• REQUIRED WORK: Give back the full listing, character for character, with no pictures.

• GIVEN MATERIAL:
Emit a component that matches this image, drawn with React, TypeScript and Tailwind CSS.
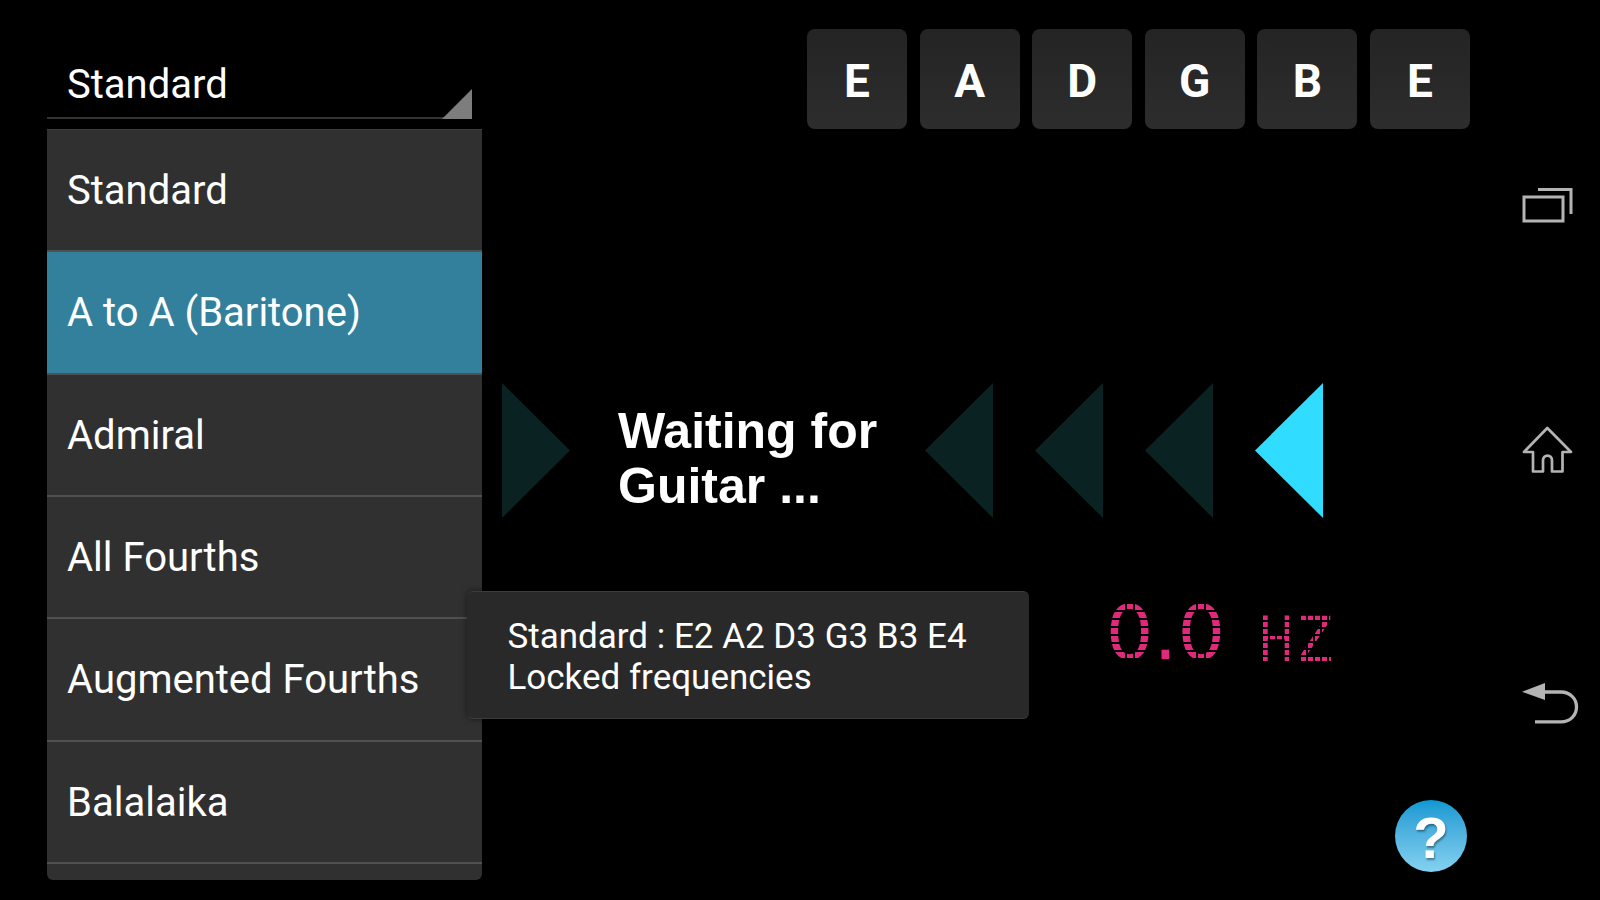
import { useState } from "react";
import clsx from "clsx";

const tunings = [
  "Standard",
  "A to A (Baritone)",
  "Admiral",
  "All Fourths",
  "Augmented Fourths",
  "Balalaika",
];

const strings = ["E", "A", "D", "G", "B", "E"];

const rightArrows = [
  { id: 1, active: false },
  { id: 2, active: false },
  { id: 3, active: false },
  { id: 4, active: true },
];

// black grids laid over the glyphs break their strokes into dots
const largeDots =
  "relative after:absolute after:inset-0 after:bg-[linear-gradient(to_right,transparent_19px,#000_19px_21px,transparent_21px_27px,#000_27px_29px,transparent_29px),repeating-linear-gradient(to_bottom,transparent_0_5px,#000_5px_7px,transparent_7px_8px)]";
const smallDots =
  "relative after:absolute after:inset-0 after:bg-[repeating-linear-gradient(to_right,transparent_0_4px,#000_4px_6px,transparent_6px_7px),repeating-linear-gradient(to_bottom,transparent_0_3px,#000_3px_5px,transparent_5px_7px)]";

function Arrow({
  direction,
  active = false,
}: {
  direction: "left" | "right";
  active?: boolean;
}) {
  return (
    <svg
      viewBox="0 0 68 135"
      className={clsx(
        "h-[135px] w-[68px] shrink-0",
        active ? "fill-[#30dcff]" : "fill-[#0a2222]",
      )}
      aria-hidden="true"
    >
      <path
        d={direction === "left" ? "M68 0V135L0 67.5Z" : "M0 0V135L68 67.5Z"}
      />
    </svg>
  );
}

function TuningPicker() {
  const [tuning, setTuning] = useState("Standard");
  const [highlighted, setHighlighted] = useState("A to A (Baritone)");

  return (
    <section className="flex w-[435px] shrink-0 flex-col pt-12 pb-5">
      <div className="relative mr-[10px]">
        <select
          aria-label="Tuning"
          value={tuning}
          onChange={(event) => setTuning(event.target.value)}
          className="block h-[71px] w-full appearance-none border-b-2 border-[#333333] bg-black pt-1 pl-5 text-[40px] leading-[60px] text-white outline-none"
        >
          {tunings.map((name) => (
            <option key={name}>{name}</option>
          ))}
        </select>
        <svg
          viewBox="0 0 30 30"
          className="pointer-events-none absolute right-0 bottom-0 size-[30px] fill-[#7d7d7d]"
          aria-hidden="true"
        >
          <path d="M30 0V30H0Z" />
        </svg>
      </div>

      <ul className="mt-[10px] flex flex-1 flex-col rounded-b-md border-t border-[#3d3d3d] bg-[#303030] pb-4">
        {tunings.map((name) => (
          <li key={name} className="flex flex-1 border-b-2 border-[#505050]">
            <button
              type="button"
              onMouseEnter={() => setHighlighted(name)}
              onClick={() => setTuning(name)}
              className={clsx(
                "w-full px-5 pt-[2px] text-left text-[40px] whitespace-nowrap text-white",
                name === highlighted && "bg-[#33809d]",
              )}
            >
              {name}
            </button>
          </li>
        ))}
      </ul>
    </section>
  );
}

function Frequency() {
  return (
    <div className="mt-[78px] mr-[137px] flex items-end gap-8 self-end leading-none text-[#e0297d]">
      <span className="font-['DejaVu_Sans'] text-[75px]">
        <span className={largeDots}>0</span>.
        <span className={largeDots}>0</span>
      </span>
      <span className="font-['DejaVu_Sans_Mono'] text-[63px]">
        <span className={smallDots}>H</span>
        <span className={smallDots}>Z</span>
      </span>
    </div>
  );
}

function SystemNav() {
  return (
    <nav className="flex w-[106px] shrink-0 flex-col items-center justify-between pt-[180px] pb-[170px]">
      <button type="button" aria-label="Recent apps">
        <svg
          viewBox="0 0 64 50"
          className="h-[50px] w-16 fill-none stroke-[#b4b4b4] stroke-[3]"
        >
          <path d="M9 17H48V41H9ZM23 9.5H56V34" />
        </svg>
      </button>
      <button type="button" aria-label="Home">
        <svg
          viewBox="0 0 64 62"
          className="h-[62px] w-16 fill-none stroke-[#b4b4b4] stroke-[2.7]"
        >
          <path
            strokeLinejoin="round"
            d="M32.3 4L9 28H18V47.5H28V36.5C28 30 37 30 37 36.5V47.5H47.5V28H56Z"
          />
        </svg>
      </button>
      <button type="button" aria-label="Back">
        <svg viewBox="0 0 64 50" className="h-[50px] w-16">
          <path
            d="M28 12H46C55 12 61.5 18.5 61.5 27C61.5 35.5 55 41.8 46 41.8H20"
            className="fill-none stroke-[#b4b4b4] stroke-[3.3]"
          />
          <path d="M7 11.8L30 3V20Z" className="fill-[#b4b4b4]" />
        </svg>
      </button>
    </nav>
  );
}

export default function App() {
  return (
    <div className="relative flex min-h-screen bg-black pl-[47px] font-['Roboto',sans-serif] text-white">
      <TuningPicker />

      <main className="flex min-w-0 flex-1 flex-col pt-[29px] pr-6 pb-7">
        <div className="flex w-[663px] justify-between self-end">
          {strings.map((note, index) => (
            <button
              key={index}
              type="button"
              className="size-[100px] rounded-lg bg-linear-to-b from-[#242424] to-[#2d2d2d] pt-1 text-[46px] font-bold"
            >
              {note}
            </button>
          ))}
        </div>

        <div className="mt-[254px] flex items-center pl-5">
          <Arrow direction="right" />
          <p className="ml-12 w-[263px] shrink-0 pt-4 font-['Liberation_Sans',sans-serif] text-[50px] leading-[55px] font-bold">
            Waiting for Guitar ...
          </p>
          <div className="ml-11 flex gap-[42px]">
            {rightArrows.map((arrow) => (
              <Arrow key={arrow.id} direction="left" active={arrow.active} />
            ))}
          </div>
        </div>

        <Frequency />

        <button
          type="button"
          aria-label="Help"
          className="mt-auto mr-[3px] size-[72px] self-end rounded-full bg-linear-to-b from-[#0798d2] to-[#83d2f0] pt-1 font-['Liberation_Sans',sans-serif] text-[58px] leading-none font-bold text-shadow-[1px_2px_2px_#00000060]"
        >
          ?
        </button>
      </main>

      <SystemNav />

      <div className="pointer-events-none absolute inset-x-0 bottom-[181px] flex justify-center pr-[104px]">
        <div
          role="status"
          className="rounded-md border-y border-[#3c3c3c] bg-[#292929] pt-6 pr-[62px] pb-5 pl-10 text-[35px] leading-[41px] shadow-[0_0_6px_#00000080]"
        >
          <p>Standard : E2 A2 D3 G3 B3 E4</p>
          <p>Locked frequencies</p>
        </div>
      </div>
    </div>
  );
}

• EXERCISE OUTPUT:
Emit a component that matches this image, drawn with React, TypeScript and Tailwind CSS.
import { useState } from "react";
import clsx from "clsx";

const tunings = [
  "Standard",
  "A to A (Baritone)",
  "Admiral",
  "All Fourths",
  "Augmented Fourths",
  "Balalaika",
];

const strings = ["E", "A", "D", "G", "B", "E"];

const rightArrows = [
  { id: 1, active: false },
  { id: 2, active: false },
  { id: 3, active: false },
  { id: 4, active: true },
];

// black grids laid over the glyphs break their strokes into dots
const largeDots =
  "relative after:absolute after:inset-0 after:bg-[linear-gradient(to_right,transparent_19px,#000_19px_21px,transparent_21px_27px,#000_27px_29px,transparent_29px),repeating-linear-gradient(to_bottom,transparent_0_5px,#000_5px_7px,transparent_7px_8px)]";
const smallDots =
  "relative after:absolute after:inset-0 after:bg-[repeating-linear-gradient(to_right,transparent_0_4px,#000_4px_6px,transparent_6px_7px),repeating-linear-gradient(to_bottom,transparent_0_3px,#000_3px_5px,transparent_5px_7px)]";

function Arrow({
  direction,
  active = false,
}: {
  direction: "left" | "right";
  active?: boolean;
}) {
  return (
    <svg
      viewBox="0 0 68 135"
      className={clsx(
        "h-[135px] w-[68px] shrink-0",
        active ? "fill-[#30dcff]" : "fill-[#0a2222]",
      )}
      aria-hidden="true"
    >
      <path
        d={direction === "left" ? "M68 0V135L0 67.5Z" : "M0 0V135L68 67.5Z"}
      />
    </svg>
  );
}

function TuningPicker() {
  const [tuning, setTuning] = useState("Standard");
  const [highlighted, setHighlighted] = useState("A to A (Baritone)");

  return (
    <section className="flex w-[435px] shrink-0 flex-col pt-12 pb-5">
      <div className="relative mr-[10px]">
        <select
          aria-label="Tuning"
          value={tuning}
          onChange={(event) => setTuning(event.target.value)}
          className="block h-[71px] w-full appearance-none border-b-2 border-[#333333] bg-black pt-1 pl-5 text-[40px] leading-[60px] text-white outline-none"
        >
          {tunings.map((name) => (
            <option key={name}>{name}</option>
          ))}
        </select>
        <svg
          viewBox="0 0 30 30"
          className="pointer-events-none absolute right-0 bottom-0 size-[30px] fill-[#7d7d7d]"
          aria-hidden="true"
        >
          <path d="M30 0V30H0Z" />
        </svg>
      </div>

      <ul className="mt-[10px] flex flex-1 flex-col rounded-b-md border-t border-[#3d3d3d] bg-[#303030] pb-4">
        {tunings.map((name) => (
          <li key={name} className="flex flex-1 border-b-2 border-[#505050]">
            <button
              type="button"
              onMouseEnter={() => setHighlighted(name)}
              onClick={() => setTuning(name)}
              className={clsx(
                "w-full px-5 pt-[2px] text-left text-[40px] whitespace-nowrap text-white",
                name === highlighted && "bg-[#33809d]",
              )}
            >
              {name}
            </button>
          </li>
        ))}
      </ul>
    </section>
  );
}

function Frequency() {
  return (
    <div className="mt-[78px] mr-[137px] flex items-end gap-8 self-end leading-none text-[#e0297d]">
      <span className="font-['DejaVu_Sans'] text-[75px]">
        <span className={largeDots}>0</span>.
        <span className={largeDots}>0</span>
      </span>
      <span className="font-['DejaVu_Sans_Mono'] text-[63px]">
        <span className={smallDots}>H</span>
        <span className={smallDots}>Z</span>
      </span>
    </div>
  );
}

function SystemNav() {
  return (
    <nav className="flex w-[106px] shrink-0 flex-col items-center justify-between pt-[180px] pb-[170px]">
      <button type="button" aria-label="Recent apps">
        <svg
          viewBox="0 0 64 50"
          className="h-[50px] w-16 fill-none stroke-[#b4b4b4] stroke-[3]"
        >
          <path d="M9 17H48V41H9ZM23 9.5H56V34" />
        </svg>
      </button>
      <button type="button" aria-label="Home">
        <svg
          viewBox="0 0 64 62"
          className="h-[62px] w-16 fill-none stroke-[#b4b4b4] stroke-[2.7]"
        >
          <path
            strokeLinejoin="round"
            d="M32.3 4L9 28H18V47.5H28V36.5C28 30 37 30 37 36.5V47.5H47.5V28H56Z"
          />
        </svg>
      </button>
      <button type="button" aria-label="Back">
        <svg viewBox="0 0 64 50" className="h-[50px] w-16">
          <path
            d="M28 12H46C55 12 61.5 18.5 61.5 27C61.5 35.5 55 41.8 46 41.8H20"
            className="fill-none stroke-[#b4b4b4] stroke-[3.3]"
          />
          <path d="M7 11.8L30 3V20Z" className="fill-[#b4b4b4]" />
        </svg>
      </button>
    </nav>
  );
}

export default function App() {
  return (
    <div className="relative flex min-h-screen bg-black pl-[47px] font-['Roboto',sans-serif] text-white">
      <TuningPicker />

      <main className="flex min-w-0 flex-1 flex-col pt-[29px] pr-6 pb-7">
        <div className="flex w-[663px] justify-between self-end">
          {strings.map((note, index) => (
            <button
              key={index}
              type="button"
              className="size-[100px] rounded-lg bg-linear-to-b from-[#242424] to-[#2d2d2d] pt-1 text-[46px] font-bold"
            >
              {note}
            </button>
          ))}
        </div>

        <div className="mt-[254px] flex items-center pl-5">
          <Arrow direction="right" />
          <p className="ml-12 w-[263px] shrink-0 pt-4 font-['Liberation_Sans',sans-serif] text-[50px] leading-[55px] font-bold">
            Waiting for Guitar ...
          </p>
          <div className="ml-11 flex gap-[42px]">
            {rightArrows.map((arrow) => (
              <Arrow key={arrow.id} direction="left" active={arrow.active} />
            ))}
          </div>
        </div>

        <Frequency />

        <button
          type="button"
          aria-label="Help"
          className="mt-auto mr-[3px] size-[72px] self-end rounded-full bg-linear-to-b from-[#0798d2] to-[#83d2f0] pt-1 font-['Liberation_Sans',sans-serif] text-[58px] leading-none font-bold text-shadow-[1px_2px_2px_#00000060]"
        >
          ?
        </button>
      </main>

      <SystemNav />

      <div className="pointer-events-none absolute inset-x-0 bottom-[181px] flex justify-center pr-[104px]">
        <div
          role="status"
          className="rounded-md border-y border-[#3c3c3c] bg-[#292929] pt-6 pr-[62px] pb-5 pl-10 text-[35px] leading-[41px] shadow-[0_0_6px_#00000080]"
        >
          <p>Standard : E2 A2 D3 G3 B3 E4</p>
          <p>Locked frequencies</p>
        </div>
      </div>
    </div>
  );
}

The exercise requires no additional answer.